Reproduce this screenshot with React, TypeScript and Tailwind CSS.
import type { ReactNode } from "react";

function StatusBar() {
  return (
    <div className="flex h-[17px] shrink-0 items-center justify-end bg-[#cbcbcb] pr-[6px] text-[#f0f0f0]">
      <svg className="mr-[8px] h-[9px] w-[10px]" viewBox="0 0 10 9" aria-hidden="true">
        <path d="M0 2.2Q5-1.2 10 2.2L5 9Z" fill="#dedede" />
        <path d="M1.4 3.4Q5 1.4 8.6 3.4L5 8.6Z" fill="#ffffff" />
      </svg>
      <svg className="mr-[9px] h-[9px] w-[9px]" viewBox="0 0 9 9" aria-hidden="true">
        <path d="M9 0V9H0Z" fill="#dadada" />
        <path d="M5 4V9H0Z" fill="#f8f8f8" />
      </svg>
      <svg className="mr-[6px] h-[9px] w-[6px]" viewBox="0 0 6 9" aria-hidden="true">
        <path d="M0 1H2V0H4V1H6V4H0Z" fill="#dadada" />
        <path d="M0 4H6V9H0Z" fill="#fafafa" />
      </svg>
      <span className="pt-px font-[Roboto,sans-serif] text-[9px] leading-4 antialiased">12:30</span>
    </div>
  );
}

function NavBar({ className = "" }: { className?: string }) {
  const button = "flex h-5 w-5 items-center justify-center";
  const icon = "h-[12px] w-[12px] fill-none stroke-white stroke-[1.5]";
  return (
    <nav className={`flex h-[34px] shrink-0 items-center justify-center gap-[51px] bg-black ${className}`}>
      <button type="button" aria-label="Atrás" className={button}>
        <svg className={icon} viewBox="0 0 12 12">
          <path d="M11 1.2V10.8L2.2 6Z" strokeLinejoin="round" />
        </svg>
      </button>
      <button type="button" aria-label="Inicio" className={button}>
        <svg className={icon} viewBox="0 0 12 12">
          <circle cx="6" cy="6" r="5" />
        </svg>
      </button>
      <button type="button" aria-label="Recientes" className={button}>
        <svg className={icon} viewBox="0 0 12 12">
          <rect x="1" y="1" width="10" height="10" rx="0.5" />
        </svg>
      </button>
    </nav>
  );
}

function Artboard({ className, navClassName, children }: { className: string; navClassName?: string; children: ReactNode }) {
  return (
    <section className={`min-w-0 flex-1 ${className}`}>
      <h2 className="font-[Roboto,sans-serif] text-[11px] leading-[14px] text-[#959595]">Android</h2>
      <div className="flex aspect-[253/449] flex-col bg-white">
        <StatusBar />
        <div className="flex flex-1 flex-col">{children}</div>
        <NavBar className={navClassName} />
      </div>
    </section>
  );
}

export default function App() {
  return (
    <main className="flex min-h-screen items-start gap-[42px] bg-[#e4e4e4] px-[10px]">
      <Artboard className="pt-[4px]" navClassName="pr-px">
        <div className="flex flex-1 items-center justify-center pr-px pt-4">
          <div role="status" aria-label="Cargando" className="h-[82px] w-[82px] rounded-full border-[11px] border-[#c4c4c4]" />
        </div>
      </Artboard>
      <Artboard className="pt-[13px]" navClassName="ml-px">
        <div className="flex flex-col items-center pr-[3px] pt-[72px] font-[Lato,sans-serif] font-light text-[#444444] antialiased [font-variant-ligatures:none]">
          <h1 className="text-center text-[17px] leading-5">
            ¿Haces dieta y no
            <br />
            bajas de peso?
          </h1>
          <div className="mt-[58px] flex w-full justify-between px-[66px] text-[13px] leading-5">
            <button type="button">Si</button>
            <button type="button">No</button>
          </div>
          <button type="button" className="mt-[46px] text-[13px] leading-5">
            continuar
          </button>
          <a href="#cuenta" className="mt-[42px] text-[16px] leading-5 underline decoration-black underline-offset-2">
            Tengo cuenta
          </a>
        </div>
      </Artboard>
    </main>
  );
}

————

WHAT IS ASKED
Copy out the whole listing exactly as written.

WRITTEN RESPONSE
Reproduce this screenshot with React, TypeScript and Tailwind CSS.
import type { ReactNode } from "react";

function StatusBar() {
  return (
    <div className="flex h-[17px] shrink-0 items-center justify-end bg-[#cbcbcb] pr-[6px] text-[#f0f0f0]">
      <svg className="mr-[8px] h-[9px] w-[10px]" viewBox="0 0 10 9" aria-hidden="true">
        <path d="M0 2.2Q5-1.2 10 2.2L5 9Z" fill="#dedede" />
        <path d="M1.4 3.4Q5 1.4 8.6 3.4L5 8.6Z" fill="#ffffff" />
      </svg>
      <svg className="mr-[9px] h-[9px] w-[9px]" viewBox="0 0 9 9" aria-hidden="true">
        <path d="M9 0V9H0Z" fill="#dadada" />
        <path d="M5 4V9H0Z" fill="#f8f8f8" />
      </svg>
      <svg className="mr-[6px] h-[9px] w-[6px]" viewBox="0 0 6 9" aria-hidden="true">
        <path d="M0 1H2V0H4V1H6V4H0Z" fill="#dadada" />
        <path d="M0 4H6V9H0Z" fill="#fafafa" />
      </svg>
      <span className="pt-px font-[Roboto,sans-serif] text-[9px] leading-4 antialiased">12:30</span>
    </div>
  );
}

function NavBar({ className = "" }: { className?: string }) {
  const button = "flex h-5 w-5 items-center justify-center";
  const icon = "h-[12px] w-[12px] fill-none stroke-white stroke-[1.5]";
  return (
    <nav className={`flex h-[34px] shrink-0 items-center justify-center gap-[51px] bg-black ${className}`}>
      <button type="button" aria-label="Atrás" className={button}>
        <svg className={icon} viewBox="0 0 12 12">
          <path d="M11 1.2V10.8L2.2 6Z" strokeLinejoin="round" />
        </svg>
      </button>
      <button type="button" aria-label="Inicio" className={button}>
        <svg className={icon} viewBox="0 0 12 12">
          <circle cx="6" cy="6" r="5" />
        </svg>
      </button>
      <button type="button" aria-label="Recientes" className={button}>
        <svg className={icon} viewBox="0 0 12 12">
          <rect x="1" y="1" width="10" height="10" rx="0.5" />
        </svg>
      </button>
    </nav>
  );
}

function Artboard({ className, navClassName, children }: { className: string; navClassName?: string; children: ReactNode }) {
  return (
    <section className={`min-w-0 flex-1 ${className}`}>
      <h2 className="font-[Roboto,sans-serif] text-[11px] leading-[14px] text-[#959595]">Android</h2>
      <div className="flex aspect-[253/449] flex-col bg-white">
        <StatusBar />
        <div className="flex flex-1 flex-col">{children}</div>
        <NavBar className={navClassName} />
      </div>
    </section>
  );
}

export default function App() {
  return (
    <main className="flex min-h-screen items-start gap-[42px] bg-[#e4e4e4] px-[10px]">
      <Artboard className="pt-[4px]" navClassName="pr-px">
        <div className="flex flex-1 items-center justify-center pr-px pt-4">
          <div role="status" aria-label="Cargando" className="h-[82px] w-[82px] rounded-full border-[11px] border-[#c4c4c4]" />
        </div>
      </Artboard>
      <Artboard className="pt-[13px]" navClassName="ml-px">
        <div className="flex flex-col items-center pr-[3px] pt-[72px] font-[Lato,sans-serif] font-light text-[#444444] antialiased [font-variant-ligatures:none]">
          <h1 className="text-center text-[17px] leading-5">
            ¿Haces dieta y no
            <br />
            bajas de peso?
          </h1>
          <div className="mt-[58px] flex w-full justify-between px-[66px] text-[13px] leading-5">
            <button type="button">Si</button>
            <button type="button">No</button>
          </div>
          <button type="button" className="mt-[46px] text-[13px] leading-5">
            continuar
          </button>
          <a href="#cuenta" className="mt-[42px] text-[16px] leading-5 underline decoration-black underline-offset-2">
            Tengo cuenta
          </a>
        </div>
      </Artboard>
    </main>
  );
}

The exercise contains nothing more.